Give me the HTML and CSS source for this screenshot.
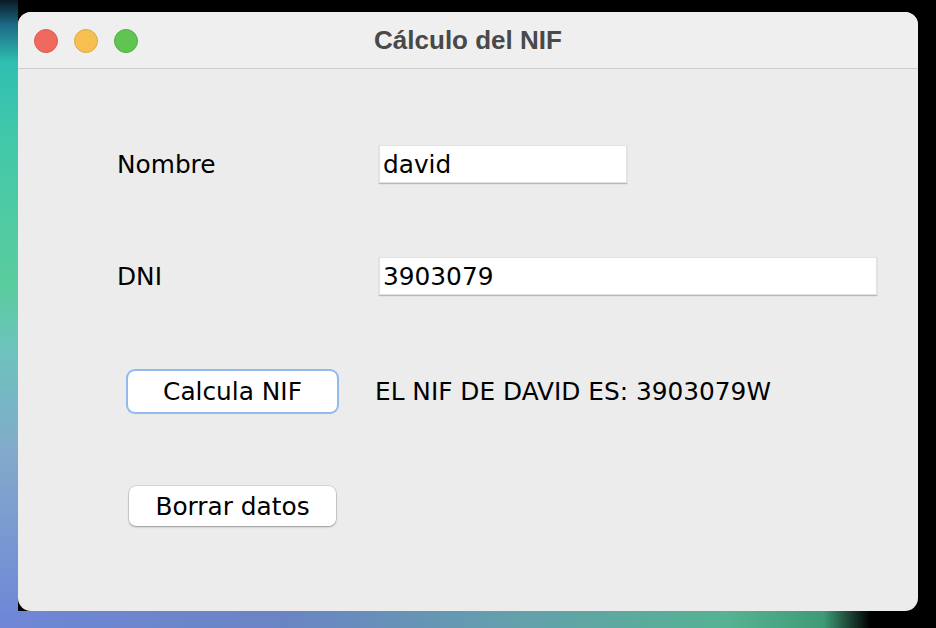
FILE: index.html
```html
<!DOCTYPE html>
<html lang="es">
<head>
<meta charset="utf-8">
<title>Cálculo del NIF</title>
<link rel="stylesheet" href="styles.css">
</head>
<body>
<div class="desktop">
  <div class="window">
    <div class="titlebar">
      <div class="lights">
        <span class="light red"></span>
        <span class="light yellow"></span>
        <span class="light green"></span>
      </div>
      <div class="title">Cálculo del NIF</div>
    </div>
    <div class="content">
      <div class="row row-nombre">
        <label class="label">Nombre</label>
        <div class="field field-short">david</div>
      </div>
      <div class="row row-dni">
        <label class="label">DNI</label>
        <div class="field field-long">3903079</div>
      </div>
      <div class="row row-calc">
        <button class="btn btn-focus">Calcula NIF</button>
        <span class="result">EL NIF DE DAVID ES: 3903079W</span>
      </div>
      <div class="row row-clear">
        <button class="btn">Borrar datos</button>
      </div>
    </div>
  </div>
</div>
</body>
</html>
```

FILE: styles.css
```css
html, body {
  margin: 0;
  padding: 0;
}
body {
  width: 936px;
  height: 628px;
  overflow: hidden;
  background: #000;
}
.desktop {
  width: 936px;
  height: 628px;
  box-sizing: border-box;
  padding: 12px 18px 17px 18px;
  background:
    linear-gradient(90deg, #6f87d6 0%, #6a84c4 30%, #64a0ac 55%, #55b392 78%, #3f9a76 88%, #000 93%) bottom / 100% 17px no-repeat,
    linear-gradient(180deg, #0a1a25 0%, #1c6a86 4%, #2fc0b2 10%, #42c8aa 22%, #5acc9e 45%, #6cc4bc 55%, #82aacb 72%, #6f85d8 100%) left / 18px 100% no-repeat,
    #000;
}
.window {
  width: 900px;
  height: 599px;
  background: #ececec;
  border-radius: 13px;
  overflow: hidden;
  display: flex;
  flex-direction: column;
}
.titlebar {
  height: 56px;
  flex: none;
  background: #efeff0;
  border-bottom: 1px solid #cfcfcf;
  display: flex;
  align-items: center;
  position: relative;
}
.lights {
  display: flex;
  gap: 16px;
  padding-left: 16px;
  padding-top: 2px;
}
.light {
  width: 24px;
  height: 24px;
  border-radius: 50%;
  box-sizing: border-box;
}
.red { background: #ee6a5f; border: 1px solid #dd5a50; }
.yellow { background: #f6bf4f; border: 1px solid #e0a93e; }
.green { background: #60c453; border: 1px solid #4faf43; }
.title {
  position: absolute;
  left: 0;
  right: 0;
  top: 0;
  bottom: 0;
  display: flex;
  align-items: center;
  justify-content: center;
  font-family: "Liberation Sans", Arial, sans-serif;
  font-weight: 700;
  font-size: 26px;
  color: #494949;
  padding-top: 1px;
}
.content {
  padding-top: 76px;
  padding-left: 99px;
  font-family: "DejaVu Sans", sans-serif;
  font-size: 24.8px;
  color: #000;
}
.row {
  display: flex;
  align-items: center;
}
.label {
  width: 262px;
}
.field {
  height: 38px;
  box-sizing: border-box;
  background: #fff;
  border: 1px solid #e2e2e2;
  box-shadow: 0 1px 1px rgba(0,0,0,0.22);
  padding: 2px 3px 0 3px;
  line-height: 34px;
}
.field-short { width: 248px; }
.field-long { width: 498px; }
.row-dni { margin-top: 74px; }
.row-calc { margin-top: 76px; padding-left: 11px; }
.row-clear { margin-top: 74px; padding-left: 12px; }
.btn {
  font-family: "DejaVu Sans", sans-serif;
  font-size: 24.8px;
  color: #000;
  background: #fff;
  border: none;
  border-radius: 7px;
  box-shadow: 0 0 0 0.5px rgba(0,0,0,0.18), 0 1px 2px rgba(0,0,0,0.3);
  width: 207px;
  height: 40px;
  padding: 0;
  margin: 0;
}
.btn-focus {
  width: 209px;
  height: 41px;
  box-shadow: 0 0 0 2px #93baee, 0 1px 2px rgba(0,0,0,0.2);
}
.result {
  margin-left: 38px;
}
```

*Instruction*:
Omitting all images, print the listing exactly.

*Solution for this task*:
Give me the HTML and CSS source for this screenshot.
FILE: index.html
```html
<!DOCTYPE html>
<html lang="es">
<head>
<meta charset="utf-8">
<title>Cálculo del NIF</title>
<link rel="stylesheet" href="styles.css">
</head>
<body>
<div class="desktop">
  <div class="window">
    <div class="titlebar">
      <div class="lights">
        <span class="light red"></span>
        <span class="light yellow"></span>
        <span class="light green"></span>
      </div>
      <div class="title">Cálculo del NIF</div>
    </div>
    <div class="content">
      <div class="row row-nombre">
        <label class="label">Nombre</label>
        <div class="field field-short">david</div>
      </div>
      <div class="row row-dni">
        <label class="label">DNI</label>
        <div class="field field-long">3903079</div>
      </div>
      <div class="row row-calc">
        <button class="btn btn-focus">Calcula NIF</button>
        <span class="result">EL NIF DE DAVID ES: 3903079W</span>
      </div>
      <div class="row row-clear">
        <button class="btn">Borrar datos</button>
      </div>
    </div>
  </div>
</div>
</body>
</html>
```

FILE: styles.css
```css
html, body {
  margin: 0;
  padding: 0;
}
body {
  width: 936px;
  height: 628px;
  overflow: hidden;
  background: #000;
}
.desktop {
  width: 936px;
  height: 628px;
  box-sizing: border-box;
  padding: 12px 18px 17px 18px;
  background:
    linear-gradient(90deg, #6f87d6 0%, #6a84c4 30%, #64a0ac 55%, #55b392 78%, #3f9a76 88%, #000 93%) bottom / 100% 17px no-repeat,
    linear-gradient(180deg, #0a1a25 0%, #1c6a86 4%, #2fc0b2 10%, #42c8aa 22%, #5acc9e 45%, #6cc4bc 55%, #82aacb 72%, #6f85d8 100%) left / 18px 100% no-repeat,
    #000;
}
.window {
  width: 900px;
  height: 599px;
  background: #ececec;
  border-radius: 13px;
  overflow: hidden;
  display: flex;
  flex-direction: column;
}
.titlebar {
  height: 56px;
  flex: none;
  background: #efeff0;
  border-bottom: 1px solid #cfcfcf;
  display: flex;
  align-items: center;
  position: relative;
}
.lights {
  display: flex;
  gap: 16px;
  padding-left: 16px;
  padding-top: 2px;
}
.light {
  width: 24px;
  height: 24px;
  border-radius: 50%;
  box-sizing: border-box;
}
.red { background: #ee6a5f; border: 1px solid #dd5a50; }
.yellow { background: #f6bf4f; border: 1px solid #e0a93e; }
.green { background: #60c453; border: 1px solid #4faf43; }
.title {
  position: absolute;
  left: 0;
  right: 0;
  top: 0;
  bottom: 0;
  display: flex;
  align-items: center;
  justify-content: center;
  font-family: "Liberation Sans", Arial, sans-serif;
  font-weight: 700;
  font-size: 26px;
  color: #494949;
  padding-top: 1px;
}
.content {
  padding-top: 76px;
  padding-left: 99px;
  font-family: "DejaVu Sans", sans-serif;
  font-size: 24.8px;
  color: #000;
}
.row {
  display: flex;
  align-items: center;
}
.label {
  width: 262px;
}
.field {
  height: 38px;
  box-sizing: border-box;
  background: #fff;
  border: 1px solid #e2e2e2;
  box-shadow: 0 1px 1px rgba(0,0,0,0.22);
  padding: 2px 3px 0 3px;
  line-height: 34px;
}
.field-short { width: 248px; }
.field-long { width: 498px; }
.row-dni { margin-top: 74px; }
.row-calc { margin-top: 76px; padding-left: 11px; }
.row-clear { margin-top: 74px; padding-left: 12px; }
.btn {
  font-family: "DejaVu Sans", sans-serif;
  font-size: 24.8px;
  color: #000;
  background: #fff;
  border: none;
  border-radius: 7px;
  box-shadow: 0 0 0 0.5px rgba(0,0,0,0.18), 0 1px 2px rgba(0,0,0,0.3);
  width: 207px;
  height: 40px;
  padding: 0;
  margin: 0;
}
.btn-focus {
  width: 209px;
  height: 41px;
  box-shadow: 0 0 0 2px #93baee, 0 1px 2px rgba(0,0,0,0.2);
}
.result {
  margin-left: 38px;
}
```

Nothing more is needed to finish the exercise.